What you need to do: Omit pictures and quote the listing below line by line, from its start through the line that holds "</file-browser>".

"""

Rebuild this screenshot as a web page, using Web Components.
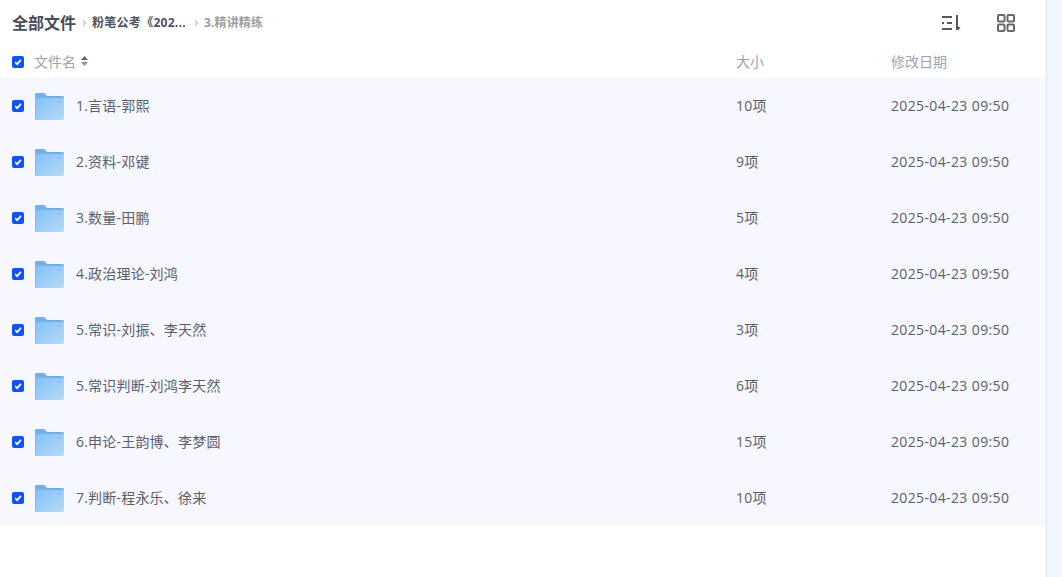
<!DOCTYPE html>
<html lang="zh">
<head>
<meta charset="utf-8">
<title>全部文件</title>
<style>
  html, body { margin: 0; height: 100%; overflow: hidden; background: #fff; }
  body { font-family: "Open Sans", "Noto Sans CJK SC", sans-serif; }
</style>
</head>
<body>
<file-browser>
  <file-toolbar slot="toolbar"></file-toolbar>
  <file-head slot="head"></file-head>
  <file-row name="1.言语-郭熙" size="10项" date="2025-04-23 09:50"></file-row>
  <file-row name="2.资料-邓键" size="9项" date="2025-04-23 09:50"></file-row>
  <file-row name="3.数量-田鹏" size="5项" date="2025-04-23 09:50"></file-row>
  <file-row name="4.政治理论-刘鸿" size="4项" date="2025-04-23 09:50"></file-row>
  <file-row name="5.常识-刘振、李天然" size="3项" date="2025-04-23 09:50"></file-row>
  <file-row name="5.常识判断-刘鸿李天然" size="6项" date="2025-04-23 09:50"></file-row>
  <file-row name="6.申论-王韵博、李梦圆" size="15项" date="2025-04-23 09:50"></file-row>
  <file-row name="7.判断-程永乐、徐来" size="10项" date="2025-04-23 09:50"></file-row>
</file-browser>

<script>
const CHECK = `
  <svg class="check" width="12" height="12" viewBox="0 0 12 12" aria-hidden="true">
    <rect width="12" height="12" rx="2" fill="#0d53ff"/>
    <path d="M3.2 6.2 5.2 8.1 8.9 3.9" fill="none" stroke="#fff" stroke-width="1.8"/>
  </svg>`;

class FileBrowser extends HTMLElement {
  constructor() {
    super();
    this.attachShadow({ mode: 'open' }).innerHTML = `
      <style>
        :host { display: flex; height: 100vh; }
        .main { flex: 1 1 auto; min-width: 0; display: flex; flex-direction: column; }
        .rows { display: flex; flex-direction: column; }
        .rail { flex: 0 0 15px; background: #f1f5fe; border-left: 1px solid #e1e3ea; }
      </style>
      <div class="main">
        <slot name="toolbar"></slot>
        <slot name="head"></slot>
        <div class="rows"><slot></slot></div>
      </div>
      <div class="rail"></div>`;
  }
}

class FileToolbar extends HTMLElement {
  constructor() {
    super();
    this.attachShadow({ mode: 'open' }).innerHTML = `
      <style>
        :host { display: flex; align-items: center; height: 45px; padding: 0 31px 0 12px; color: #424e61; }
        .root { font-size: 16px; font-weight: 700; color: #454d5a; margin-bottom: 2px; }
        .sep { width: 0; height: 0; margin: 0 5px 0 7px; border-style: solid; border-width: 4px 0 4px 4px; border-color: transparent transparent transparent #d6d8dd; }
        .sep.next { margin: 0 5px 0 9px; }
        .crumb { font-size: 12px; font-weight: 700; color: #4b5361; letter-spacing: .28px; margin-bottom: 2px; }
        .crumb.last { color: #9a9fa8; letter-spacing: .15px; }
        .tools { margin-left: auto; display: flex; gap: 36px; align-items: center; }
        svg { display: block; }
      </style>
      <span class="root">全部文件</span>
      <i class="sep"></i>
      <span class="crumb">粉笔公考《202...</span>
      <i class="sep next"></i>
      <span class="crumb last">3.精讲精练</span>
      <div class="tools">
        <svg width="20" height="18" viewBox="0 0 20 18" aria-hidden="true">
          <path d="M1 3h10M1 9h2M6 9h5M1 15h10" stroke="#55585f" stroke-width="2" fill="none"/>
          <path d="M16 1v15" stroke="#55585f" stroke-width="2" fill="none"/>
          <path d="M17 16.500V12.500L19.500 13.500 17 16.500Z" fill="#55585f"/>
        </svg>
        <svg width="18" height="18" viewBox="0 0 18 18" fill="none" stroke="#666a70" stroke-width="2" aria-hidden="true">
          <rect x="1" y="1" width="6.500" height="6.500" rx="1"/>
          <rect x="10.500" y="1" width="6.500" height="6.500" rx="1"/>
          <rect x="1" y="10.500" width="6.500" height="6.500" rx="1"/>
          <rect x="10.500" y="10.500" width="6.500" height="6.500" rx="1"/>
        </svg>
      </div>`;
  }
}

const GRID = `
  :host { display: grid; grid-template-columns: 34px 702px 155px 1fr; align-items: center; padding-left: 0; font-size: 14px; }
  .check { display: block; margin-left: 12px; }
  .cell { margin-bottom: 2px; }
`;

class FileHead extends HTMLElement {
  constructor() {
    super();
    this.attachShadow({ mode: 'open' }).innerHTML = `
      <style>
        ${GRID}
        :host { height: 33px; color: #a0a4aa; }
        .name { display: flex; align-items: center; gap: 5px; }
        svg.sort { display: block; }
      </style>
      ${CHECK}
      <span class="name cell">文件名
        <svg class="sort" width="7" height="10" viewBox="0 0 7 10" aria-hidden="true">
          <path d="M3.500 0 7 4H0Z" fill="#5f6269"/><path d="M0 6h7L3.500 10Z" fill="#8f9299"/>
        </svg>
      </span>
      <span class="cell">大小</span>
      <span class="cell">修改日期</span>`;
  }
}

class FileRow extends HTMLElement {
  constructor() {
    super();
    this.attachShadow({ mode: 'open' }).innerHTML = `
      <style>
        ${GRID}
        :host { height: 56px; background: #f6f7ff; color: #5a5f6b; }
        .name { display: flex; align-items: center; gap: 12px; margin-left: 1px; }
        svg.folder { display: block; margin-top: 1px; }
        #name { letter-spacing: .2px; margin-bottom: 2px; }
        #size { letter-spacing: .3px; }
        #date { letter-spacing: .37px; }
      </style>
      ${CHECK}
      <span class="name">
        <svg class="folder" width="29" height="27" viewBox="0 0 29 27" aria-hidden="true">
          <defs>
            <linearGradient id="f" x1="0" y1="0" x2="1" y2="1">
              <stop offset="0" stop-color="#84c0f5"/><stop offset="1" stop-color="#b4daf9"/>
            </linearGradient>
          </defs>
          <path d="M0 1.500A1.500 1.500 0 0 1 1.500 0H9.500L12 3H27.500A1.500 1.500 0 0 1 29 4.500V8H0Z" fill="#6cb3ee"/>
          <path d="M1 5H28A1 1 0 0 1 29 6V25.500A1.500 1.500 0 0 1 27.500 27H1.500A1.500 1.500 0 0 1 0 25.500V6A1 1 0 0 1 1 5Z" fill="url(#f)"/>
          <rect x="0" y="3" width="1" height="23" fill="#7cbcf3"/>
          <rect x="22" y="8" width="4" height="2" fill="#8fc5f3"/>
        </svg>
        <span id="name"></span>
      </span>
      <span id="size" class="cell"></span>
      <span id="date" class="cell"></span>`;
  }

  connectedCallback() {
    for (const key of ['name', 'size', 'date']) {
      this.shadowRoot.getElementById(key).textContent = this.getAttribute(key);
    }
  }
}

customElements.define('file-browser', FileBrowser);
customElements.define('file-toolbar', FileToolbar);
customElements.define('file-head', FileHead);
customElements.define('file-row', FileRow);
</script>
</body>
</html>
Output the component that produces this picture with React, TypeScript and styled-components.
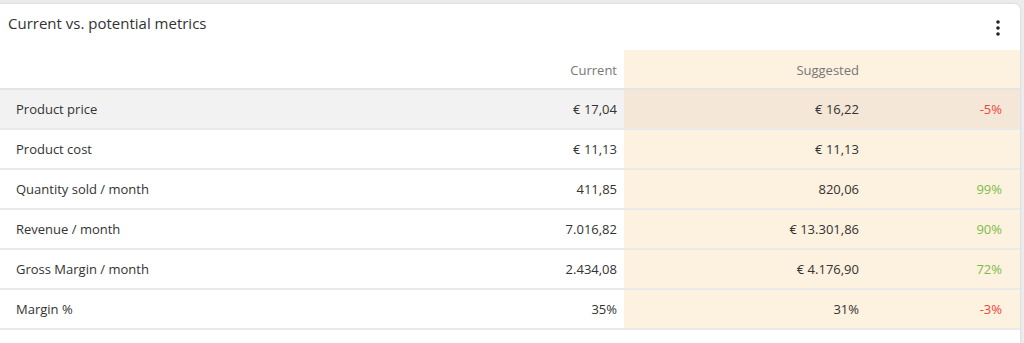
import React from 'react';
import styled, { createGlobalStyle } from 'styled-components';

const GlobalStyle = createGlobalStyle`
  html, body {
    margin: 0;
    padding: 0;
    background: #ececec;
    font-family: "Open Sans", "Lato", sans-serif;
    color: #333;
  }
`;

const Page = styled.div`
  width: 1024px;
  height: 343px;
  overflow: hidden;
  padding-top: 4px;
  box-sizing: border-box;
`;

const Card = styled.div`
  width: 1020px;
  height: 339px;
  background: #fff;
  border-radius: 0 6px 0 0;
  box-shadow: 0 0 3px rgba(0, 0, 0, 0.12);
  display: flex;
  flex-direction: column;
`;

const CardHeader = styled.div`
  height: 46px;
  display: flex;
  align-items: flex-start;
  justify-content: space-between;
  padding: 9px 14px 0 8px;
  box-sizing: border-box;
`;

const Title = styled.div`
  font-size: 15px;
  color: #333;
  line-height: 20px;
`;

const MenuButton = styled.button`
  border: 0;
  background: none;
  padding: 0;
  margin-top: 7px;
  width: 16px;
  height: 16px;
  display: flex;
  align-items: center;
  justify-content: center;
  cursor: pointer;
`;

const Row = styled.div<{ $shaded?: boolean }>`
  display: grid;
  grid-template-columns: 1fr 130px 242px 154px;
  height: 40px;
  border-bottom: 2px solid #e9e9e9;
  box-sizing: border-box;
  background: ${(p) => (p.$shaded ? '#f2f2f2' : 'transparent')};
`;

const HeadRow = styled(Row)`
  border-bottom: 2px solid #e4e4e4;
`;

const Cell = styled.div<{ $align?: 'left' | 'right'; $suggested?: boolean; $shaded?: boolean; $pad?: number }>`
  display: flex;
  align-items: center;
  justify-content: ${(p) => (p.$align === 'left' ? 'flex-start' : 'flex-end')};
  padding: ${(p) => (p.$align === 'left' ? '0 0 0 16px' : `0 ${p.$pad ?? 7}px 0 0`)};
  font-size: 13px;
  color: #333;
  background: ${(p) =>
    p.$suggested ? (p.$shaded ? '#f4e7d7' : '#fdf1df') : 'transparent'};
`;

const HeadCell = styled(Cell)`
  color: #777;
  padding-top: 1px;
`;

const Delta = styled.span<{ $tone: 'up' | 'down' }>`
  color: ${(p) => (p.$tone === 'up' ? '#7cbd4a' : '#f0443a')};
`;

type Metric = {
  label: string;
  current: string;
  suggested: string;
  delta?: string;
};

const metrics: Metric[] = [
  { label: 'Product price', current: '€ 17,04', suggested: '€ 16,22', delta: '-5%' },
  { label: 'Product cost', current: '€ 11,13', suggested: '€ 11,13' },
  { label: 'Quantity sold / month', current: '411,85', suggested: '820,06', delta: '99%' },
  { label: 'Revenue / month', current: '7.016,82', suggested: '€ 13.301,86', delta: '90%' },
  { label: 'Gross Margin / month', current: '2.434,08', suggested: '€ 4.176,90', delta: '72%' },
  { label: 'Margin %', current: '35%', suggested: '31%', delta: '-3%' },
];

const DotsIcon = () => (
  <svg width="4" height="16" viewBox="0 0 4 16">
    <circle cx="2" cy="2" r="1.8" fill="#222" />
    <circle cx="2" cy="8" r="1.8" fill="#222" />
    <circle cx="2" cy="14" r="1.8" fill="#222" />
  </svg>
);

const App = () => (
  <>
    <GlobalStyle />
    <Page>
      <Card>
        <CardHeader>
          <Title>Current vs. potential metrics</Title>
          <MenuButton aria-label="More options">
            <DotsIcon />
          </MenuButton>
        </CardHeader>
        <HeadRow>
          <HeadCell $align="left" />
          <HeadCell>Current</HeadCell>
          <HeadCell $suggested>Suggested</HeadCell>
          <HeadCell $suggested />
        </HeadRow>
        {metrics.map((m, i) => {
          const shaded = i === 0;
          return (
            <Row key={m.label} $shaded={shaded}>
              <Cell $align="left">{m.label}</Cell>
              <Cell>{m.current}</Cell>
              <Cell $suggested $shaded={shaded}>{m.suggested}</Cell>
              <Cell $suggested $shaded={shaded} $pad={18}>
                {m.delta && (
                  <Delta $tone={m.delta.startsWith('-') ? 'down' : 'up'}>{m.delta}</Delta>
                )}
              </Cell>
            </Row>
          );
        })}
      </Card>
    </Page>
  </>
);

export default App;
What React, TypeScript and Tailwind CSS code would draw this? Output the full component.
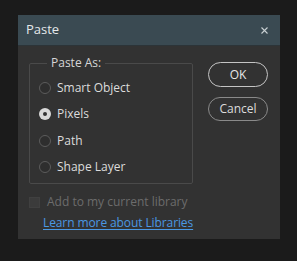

"""

Expected answer:
Rebuild this screenshot as a web page, using Web Components.
<!DOCTYPE html>
<html lang="zh">
<head>
<meta charset="utf-8">
<title>全部文件</title>
<style>
  html, body { margin: 0; height: 100%; overflow: hidden; background: #fff; }
  body { font-family: "Open Sans", "Noto Sans CJK SC", sans-serif; }
</style>
</head>
<body>
<file-browser>
  <file-toolbar slot="toolbar"></file-toolbar>
  <file-head slot="head"></file-head>
  <file-row name="1.言语-郭熙" size="10项" date="2025-04-23 09:50"></file-row>
  <file-row name="2.资料-邓键" size="9项" date="2025-04-23 09:50"></file-row>
  <file-row name="3.数量-田鹏" size="5项" date="2025-04-23 09:50"></file-row>
  <file-row name="4.政治理论-刘鸿" size="4项" date="2025-04-23 09:50"></file-row>
  <file-row name="5.常识-刘振、李天然" size="3项" date="2025-04-23 09:50"></file-row>
  <file-row name="5.常识判断-刘鸿李天然" size="6项" date="2025-04-23 09:50"></file-row>
  <file-row name="6.申论-王韵博、李梦圆" size="15项" date="2025-04-23 09:50"></file-row>
  <file-row name="7.判断-程永乐、徐来" size="10项" date="2025-04-23 09:50"></file-row>
</file-browser>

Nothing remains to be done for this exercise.